Friday, July 29, 2011


Around Tonlé Sap Lake: Floating villages, crocodiles, artisans and Siem Reap nightlife

A “world away from the Cambodia of the countryside” calls the Lonely Planet Phnom Penh and Siem Reap. On Sunday we set about visiting the other part of Cambodia, the people living outside of the main cities in the floating village Kompong Khleang on Tonlé Sap Lake.

On the way there another food specialty was ready for tasting, bamboo sticks filled with sticky rice, beans and coconuts, grilled over open fire. Lecker!

July is when rainy season usually starts, and we #ibmcsc had come to Cambodia prepared for constant heavy rain and occasional flooding, even brought rain coats and umbrellas as advised. Rain hasn’t started pouring down heavily yet so we have been really lucky, and weather conditions have been fine throughout our stay including the weekends out.

Driving through the town on a dust-dry mud road, one can hardly imagine that this will be completely flooded in a just a few weeks. Tonlé Sap Lake serves as a reservoir for the massive amount of water from the Mekong river. For most of the year the Tonlé Sap river drains into the Mekong river in Phnom Penh. During the monsoon, it reverses its flow and pushes water up. The stilts on which the houses are built will serve a purpose, there won’t be any roads, and trees, bushes, everything that is than three or four meters high will be covered with water, a gigantic lake expanding from 2,700 km² to 16,000 km².

Kompong Khleang is not a popular touristic destination. With mostly open houses in town that provide little privacy, we felt a bit uncomfortable about being intruders in this place of tranquility. When we hopped off the van and went for a walk through the town, however, the villagers greeted us with a smile, the children came by asking for our names and gladly accepted the jelly we had brought, an old man proudly waved with his catch and invited us to closer.

Few people come here, and probably rarely such as diverse group from all around the world, so our appearance was probably as special as the experience was for us. The biggest challenge remained communication: In the cities we got around with English pretty well, but here some Khmer language skills would have been helpful to have a meaningful conversation beyond saying “Hello” and “Thank you”.
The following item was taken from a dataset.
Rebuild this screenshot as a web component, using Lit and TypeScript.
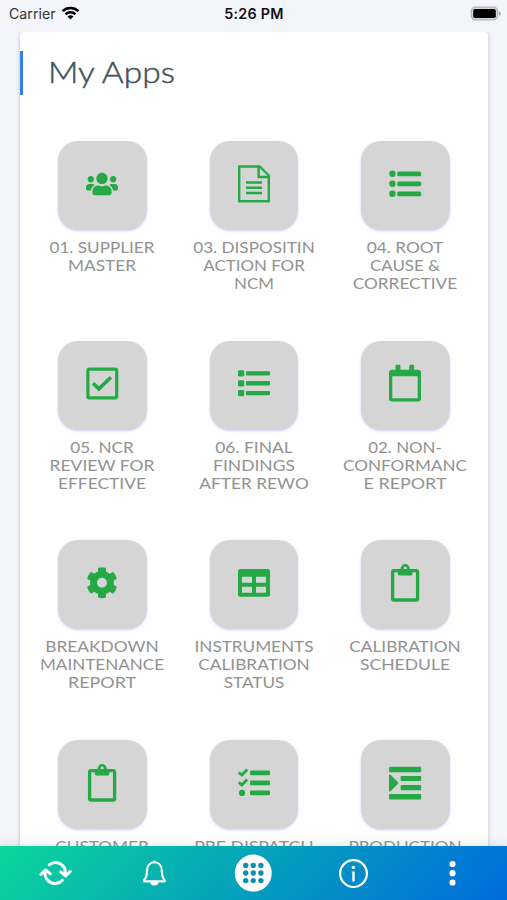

The village on stilts was already quite impressive, but nowhere near the experience of seeing how people live and work in and around the floating village. The small straw huts offer only basic protection and little more comfort than a battery powered television set. We saw people doing their laundry, washing their dishes, preparing meals over open fire and taking a bath, all in the same brownish Tonlé Sap Lake. We passed the school ship, the local grocery and hardware store and the hairdresser, watched fishermen slowly moving their rowboats through the reeds and young kids maneuvering motor boats with ease.

Back in the village we briefly stopped at a crocodile “farm”, one of the few buildings with stone walls, covered with a few wooden planks that didn’t look highly trustworthy as the “viewing area”.

On the way back to Siem Reap we had lunch, and the fish was certainly the most fresh I had in a long time, pulled alive from a basket in the pond only minutes before it arrived on my plate :-)

In the afternoon we practiced our bargaining skills at Siem Reap’s old market – I got some spices for Fish Amok, now just need to find a supplier for banana leaves in Vienna – and visited Artisans d’Angkor, an independent company that spun off Chantiers-Écoles de formation professionnelle, a professional training school, and now employs over 1,000 artisans producing crafts with various techniques including silk weaving and painting, lacquering and gilding, and wood and stone carving. Visitors are most welcome to the factories and offered free guided tours.

The temple visits in Angkor, where children were desperately trying to sell their goods to tourists, and the tour to the floating village triggered discussions in the evening about poverty tourism, paying poor areas a short visit before hopping back into an air-conditioned vehicle and leaving the place.

What is an appropriate way to learn about the living conditions and be able to share the information with others as we return home? Living with a family for some time would be a much better way to gain the experience than a one day trip, but does that mean you shouldn’t visit at all if you cannot stay for long? What is the right way to help these children, who tearfully claim they need the income so they attend school? There is little doubt that their making money from selling goods on the street will only lower their chances of getting education since their income may actually feed their needy family, but isn’t that a commendable goal and would it wrong to buy something from them?

In Cambodia, with a history of war that damaged buildings, factories, machines and social ties alike, where today volunteers and staff from various non-government and non-profit organizations around the world work on programs to improve education and healthcare, help restoring infrastructure and train tour operators in sustainable tourism and energy conservation, this discussion is necessary, even though there may not be a simple answer. For a comprehensive and balanced summary of pros and cons see the compilation post about the poverty tourism debate.

Discussing politics and social welfare only came to an end when we dived into Seam Reap’s nightlife at the Pyramide, a modern disco with international beats and the occasional interlude of Khmer music.